Preserving timestamps

Henryk Gerlach hgerlach at gmx.de
Tue Aug 7 17:47:12 CDT 2007


> Instead of making .timestamps a file, you could make it a directory 
> which mirrors the structure of your repository.  To signify a file you 
> wish to preserve timestamps, you add an empty placeholder:
> mkdir -p $(hg root)/.timestamps/foo/bar
> touch $(hg root)/.timestamps/foo/bar/baz.py
> 
> So now your hooks do the equivelent of:
> touch -r $(hg root)/foo/bar/baz.py $(hg root)/.timestamps/foo/bar/baz.py
> <modify baz.py>
> touch -r $(hg root)/.timestamps/foo/bar/baz.py $(hg root)/foo/bar/baz.py
Well, but mercurial won't manage the timestamps of (hg root)/.timestamps/*
either, so all your timstamps would still be lost

... unless you use tar (or some other timestamp aware packer) to pack the whole directory before commit.
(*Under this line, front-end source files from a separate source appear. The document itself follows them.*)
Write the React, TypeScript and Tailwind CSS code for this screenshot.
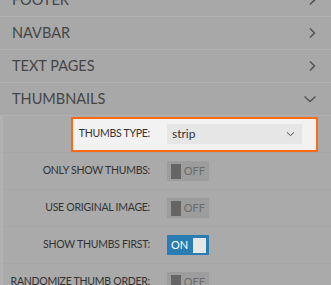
import React from "react";

function ChevronRight() {
  return (
    <svg width="10" height="12" viewBox="0 0 10 12" fill="none">
      <path d="M3 1.5 L7.5 6 L3 10.5" stroke="#555" strokeWidth="1.6" />
    </svg>
  );
}
function ChevronDown({ color = "#555", w = 14 }: { color?: string; w?: number }) {
  return (
    <svg width={w} height="8" viewBox="0 0 14 8" fill="none">
      <path d="M1.5 1.5 L7 6.5 L12.5 1.5" stroke={color} strokeWidth="1.5" />
    </svg>
  );
}

function Header({ label, open }: { label: string; open?: boolean }) {
  return (
    <div className="h-[33px] flex items-center justify-between pl-3 pr-[14px] border-b border-[#b0b0b0] bg-[#a8a8a8]">
      <span className="text-[14.5px] text-[#454545] uppercase">{label}</span>
      {open ? <ChevronDown /> : <ChevronRight />}
    </div>
  );
}

function Toggle({ on }: { on?: boolean }) {
  if (on)
    return (
      <div className="w-[42px] h-[20px] bg-[#2a7db2] flex items-center justify-between px-[3px]">
        <span className="text-[11px] text-white pl-[1px]">ON</span>
        <span className="w-[13px] h-[15px] bg-[#e6e6e6] block" />
      </div>
    );
  return (
    <div className="w-[42px] h-[20px] bg-[#9d9d9d] flex items-center px-[4px] gap-[3px]">
      <span className="w-[13px] h-[15px] bg-[#656565] block" />
      <span className="text-[11px] text-[#6b6b6b]">OFF</span>
    </div>
  );
}

function Row({ label, children }: { label: string; children: React.ReactNode }) {
  return (
    <div className="h-[37px] flex items-center border-b border-[#a6a6a6]">
      <div className="w-[147px] text-right text-[10.5px] tracking-[-0.25px] text-[#333] uppercase whitespace-nowrap">{label}</div>
      <div className="ml-[17px]">{children}</div>
    </div>
  );
}

export default function App() {
  return (
    <div
      className="w-[331px] h-[285px] overflow-hidden bg-[#aaaaaa]"
      style={{ fontFamily: "Lato, 'Open Sans', sans-serif" }}
    >
      <div className="-mt-[16px]">
        <Header label="Footer" />
        <Header label="Navbar" />
        <Header label="Text Pages" />
        <Header label="Thumbnails" open />
        <div className="border-l-[3px] border-[#b1b1b1] bg-[#aaaaaa]">
          <div className="relative h-[37px] flex items-center border-b border-[#a6a6a6]">
            <div className="absolute left-[68px] right-[13px] top-[1px] bottom-0 border-2 border-[#ff6a13] bg-[#f2f2f2]" />
            <div className="relative w-[147px] text-right text-[10.5px] tracking-[-0.25px] text-[#333] uppercase whitespace-nowrap">
              Thumbs Type:
            </div>
            <div className="relative ml-[17px] w-[135px] h-[20px] bg-[#e6e6e6] flex items-center justify-between pl-[5px] pr-[7px]">
              <span className="text-[12px] text-[#333]">strip</span>
              <ChevronDown color="#444" w={9} />
            </div>
          </div>
          <Row label="Only show thumbs:">
            <Toggle />
          </Row>
          <Row label="Use original image:">
            <Toggle />
          </Row>
          <Row label="Show thumbs first:">
            <Toggle on />
          </Row>
          <Row label="Randomize thumb order:">
            <Toggle />
          </Row>
        </div>
      </div>
    </div>
  );
}
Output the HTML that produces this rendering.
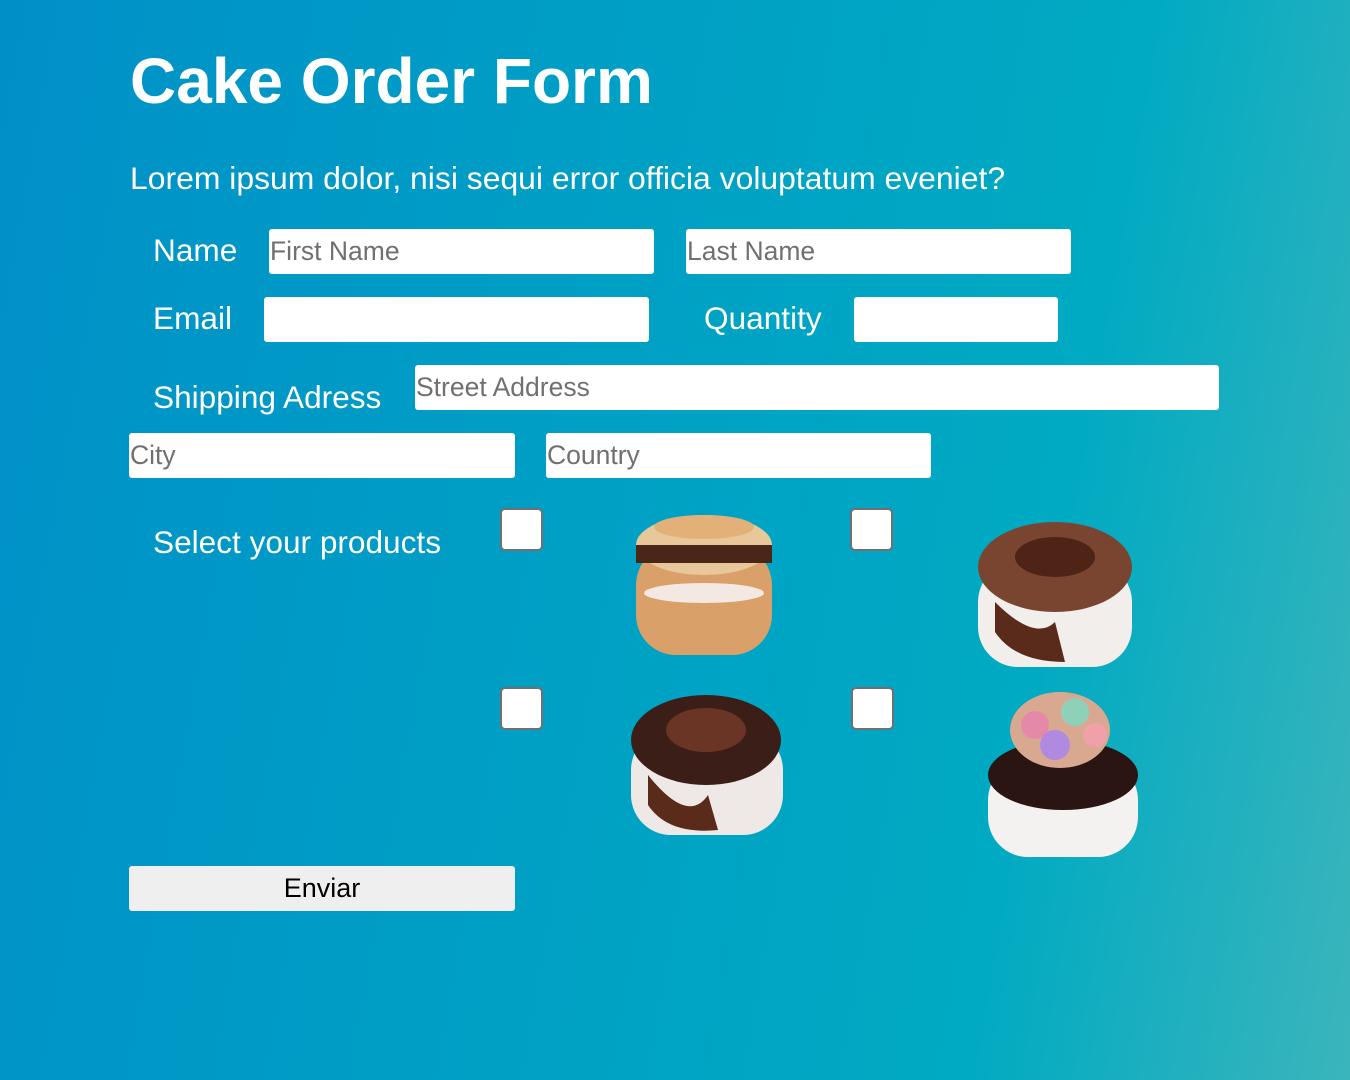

This should be doable, but I see no real advantage over my approach, except that you don't depend on python (which we all do anyway). 

OK, the .timestamps/* structure might also be more accessable than the pickle-file. But then i would prefer a human-readable 
.timestamp file, just containing the human readable timestamps, which you can apply using touch -d.